Is it a trap, or liberation? Ogunnaike sees it as the latter. “She’s gone through the Hollywood cycle where, maybe she’s not getting to show her true personality in the way that she did when she was a little younger, and she was tripping up the steps and that sort of thing. It seems like her fashion is reflecting the fun, kooky side of her a bit more,” she said. In other words, like Princess Diana or Bessette Kennedy, the clothes show the personality that Lawrence now prefers to keep more to herself.

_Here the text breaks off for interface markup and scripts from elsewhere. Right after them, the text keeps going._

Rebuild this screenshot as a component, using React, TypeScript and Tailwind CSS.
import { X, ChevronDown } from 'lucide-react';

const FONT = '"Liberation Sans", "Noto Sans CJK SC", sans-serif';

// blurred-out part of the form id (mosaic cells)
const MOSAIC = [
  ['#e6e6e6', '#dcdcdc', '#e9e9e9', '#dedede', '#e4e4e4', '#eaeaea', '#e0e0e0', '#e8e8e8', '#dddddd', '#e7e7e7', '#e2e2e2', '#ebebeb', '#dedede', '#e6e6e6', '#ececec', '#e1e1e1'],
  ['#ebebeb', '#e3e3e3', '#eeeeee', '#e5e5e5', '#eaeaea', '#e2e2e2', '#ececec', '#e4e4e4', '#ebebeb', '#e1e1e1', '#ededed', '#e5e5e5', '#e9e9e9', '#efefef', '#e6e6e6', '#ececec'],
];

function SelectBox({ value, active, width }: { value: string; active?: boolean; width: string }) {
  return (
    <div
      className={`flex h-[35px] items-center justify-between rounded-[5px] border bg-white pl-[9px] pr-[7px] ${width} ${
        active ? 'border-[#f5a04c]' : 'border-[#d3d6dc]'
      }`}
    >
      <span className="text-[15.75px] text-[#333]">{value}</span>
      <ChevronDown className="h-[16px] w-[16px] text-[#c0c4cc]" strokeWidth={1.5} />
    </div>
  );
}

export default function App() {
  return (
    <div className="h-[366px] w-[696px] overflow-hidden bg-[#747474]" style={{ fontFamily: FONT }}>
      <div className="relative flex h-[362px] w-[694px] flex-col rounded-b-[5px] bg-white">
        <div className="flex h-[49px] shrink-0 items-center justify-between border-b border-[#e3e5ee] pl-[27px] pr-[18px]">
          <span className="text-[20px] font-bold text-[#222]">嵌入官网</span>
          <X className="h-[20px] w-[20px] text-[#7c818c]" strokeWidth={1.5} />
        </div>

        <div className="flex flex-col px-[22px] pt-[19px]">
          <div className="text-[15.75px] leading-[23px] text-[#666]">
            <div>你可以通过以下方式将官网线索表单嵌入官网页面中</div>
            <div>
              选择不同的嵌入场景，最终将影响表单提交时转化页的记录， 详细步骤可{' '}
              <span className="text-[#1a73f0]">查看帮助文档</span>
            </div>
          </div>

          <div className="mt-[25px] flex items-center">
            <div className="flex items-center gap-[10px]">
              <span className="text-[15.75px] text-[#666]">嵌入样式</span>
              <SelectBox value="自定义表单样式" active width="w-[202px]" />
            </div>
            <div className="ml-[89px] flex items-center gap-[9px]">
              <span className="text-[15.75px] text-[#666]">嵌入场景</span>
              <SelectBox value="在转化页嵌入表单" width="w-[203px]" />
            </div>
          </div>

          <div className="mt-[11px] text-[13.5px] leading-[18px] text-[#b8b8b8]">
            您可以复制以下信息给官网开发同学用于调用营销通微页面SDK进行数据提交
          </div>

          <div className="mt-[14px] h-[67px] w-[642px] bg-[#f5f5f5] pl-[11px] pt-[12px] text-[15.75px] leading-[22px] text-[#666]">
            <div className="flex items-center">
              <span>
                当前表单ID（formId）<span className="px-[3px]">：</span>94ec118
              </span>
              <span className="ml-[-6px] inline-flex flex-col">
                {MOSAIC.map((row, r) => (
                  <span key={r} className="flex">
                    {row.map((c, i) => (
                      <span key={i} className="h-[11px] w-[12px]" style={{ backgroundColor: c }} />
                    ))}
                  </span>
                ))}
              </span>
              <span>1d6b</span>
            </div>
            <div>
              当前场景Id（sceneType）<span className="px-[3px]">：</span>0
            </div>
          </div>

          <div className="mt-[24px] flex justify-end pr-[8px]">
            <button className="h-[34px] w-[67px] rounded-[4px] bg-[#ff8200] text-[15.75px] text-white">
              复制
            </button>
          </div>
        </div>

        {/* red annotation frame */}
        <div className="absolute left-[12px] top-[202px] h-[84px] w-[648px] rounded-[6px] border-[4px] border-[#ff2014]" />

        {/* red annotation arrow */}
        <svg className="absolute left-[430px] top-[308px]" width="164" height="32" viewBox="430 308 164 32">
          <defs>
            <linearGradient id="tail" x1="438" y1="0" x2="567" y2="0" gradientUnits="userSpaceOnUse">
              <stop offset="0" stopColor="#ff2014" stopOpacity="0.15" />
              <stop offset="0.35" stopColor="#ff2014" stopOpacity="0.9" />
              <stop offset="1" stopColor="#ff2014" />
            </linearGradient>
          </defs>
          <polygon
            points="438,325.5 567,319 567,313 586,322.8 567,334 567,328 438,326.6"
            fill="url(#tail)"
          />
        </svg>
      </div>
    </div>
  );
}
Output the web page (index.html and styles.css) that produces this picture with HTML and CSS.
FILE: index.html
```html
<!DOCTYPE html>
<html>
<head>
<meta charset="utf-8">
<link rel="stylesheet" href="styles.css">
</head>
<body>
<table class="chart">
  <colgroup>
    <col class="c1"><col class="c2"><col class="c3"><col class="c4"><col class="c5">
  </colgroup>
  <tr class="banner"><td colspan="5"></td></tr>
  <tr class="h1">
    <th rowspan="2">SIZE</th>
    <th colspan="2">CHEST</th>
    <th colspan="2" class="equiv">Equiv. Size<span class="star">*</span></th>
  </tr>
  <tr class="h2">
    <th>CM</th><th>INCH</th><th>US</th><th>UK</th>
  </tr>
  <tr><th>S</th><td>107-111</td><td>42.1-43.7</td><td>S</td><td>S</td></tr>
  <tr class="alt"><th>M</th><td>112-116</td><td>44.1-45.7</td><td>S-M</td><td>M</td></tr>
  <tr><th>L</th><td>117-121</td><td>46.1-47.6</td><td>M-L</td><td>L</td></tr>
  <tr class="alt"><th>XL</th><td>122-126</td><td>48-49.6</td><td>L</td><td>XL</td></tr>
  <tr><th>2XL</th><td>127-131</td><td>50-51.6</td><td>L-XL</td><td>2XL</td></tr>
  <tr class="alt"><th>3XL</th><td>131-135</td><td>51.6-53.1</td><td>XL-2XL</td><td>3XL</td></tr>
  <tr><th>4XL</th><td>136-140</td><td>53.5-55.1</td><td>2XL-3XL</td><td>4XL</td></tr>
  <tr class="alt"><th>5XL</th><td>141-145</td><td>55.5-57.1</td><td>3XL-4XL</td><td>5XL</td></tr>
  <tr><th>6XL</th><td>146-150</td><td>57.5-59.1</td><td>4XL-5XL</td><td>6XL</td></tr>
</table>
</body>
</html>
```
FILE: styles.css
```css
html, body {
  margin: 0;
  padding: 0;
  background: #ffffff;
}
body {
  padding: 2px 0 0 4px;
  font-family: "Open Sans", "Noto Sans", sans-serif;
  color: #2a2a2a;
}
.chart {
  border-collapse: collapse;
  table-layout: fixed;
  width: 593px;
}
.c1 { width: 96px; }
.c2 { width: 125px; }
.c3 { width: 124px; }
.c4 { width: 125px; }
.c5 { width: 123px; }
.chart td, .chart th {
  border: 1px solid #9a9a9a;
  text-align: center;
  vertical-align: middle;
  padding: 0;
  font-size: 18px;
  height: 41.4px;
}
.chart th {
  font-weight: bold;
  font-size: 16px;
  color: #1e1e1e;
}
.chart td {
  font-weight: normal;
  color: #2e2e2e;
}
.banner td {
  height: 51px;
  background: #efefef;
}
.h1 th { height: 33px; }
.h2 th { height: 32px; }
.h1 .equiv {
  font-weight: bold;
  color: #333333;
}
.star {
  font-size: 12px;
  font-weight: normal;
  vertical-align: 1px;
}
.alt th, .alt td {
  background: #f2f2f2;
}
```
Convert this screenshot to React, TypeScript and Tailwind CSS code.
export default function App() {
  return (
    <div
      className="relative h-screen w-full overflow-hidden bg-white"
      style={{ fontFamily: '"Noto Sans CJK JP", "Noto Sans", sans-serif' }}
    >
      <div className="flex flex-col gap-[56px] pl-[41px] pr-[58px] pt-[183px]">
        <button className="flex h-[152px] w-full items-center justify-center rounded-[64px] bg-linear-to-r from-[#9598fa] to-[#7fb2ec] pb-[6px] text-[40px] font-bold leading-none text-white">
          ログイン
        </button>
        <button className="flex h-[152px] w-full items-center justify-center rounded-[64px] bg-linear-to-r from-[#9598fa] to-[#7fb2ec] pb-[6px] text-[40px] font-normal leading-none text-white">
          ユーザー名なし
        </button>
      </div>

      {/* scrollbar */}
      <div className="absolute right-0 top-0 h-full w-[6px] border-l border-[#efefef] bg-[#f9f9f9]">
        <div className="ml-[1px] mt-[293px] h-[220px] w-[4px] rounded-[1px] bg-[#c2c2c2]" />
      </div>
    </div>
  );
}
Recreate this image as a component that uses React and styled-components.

And the shift may also reflect her priorities as a performer. She talks about herself as an artist, rather than a celebrity. In the years since the peak of her fame, has married a gallerist and had two children, which has also helped her craft a more private life and reputation. “It’s a very grown-up style. These are outfits you would wear to a parent-teacher conference or a 5:30 drink with a friend,” said Veurink. “It’s not the Sabrina Carpenter pop star girly thing.”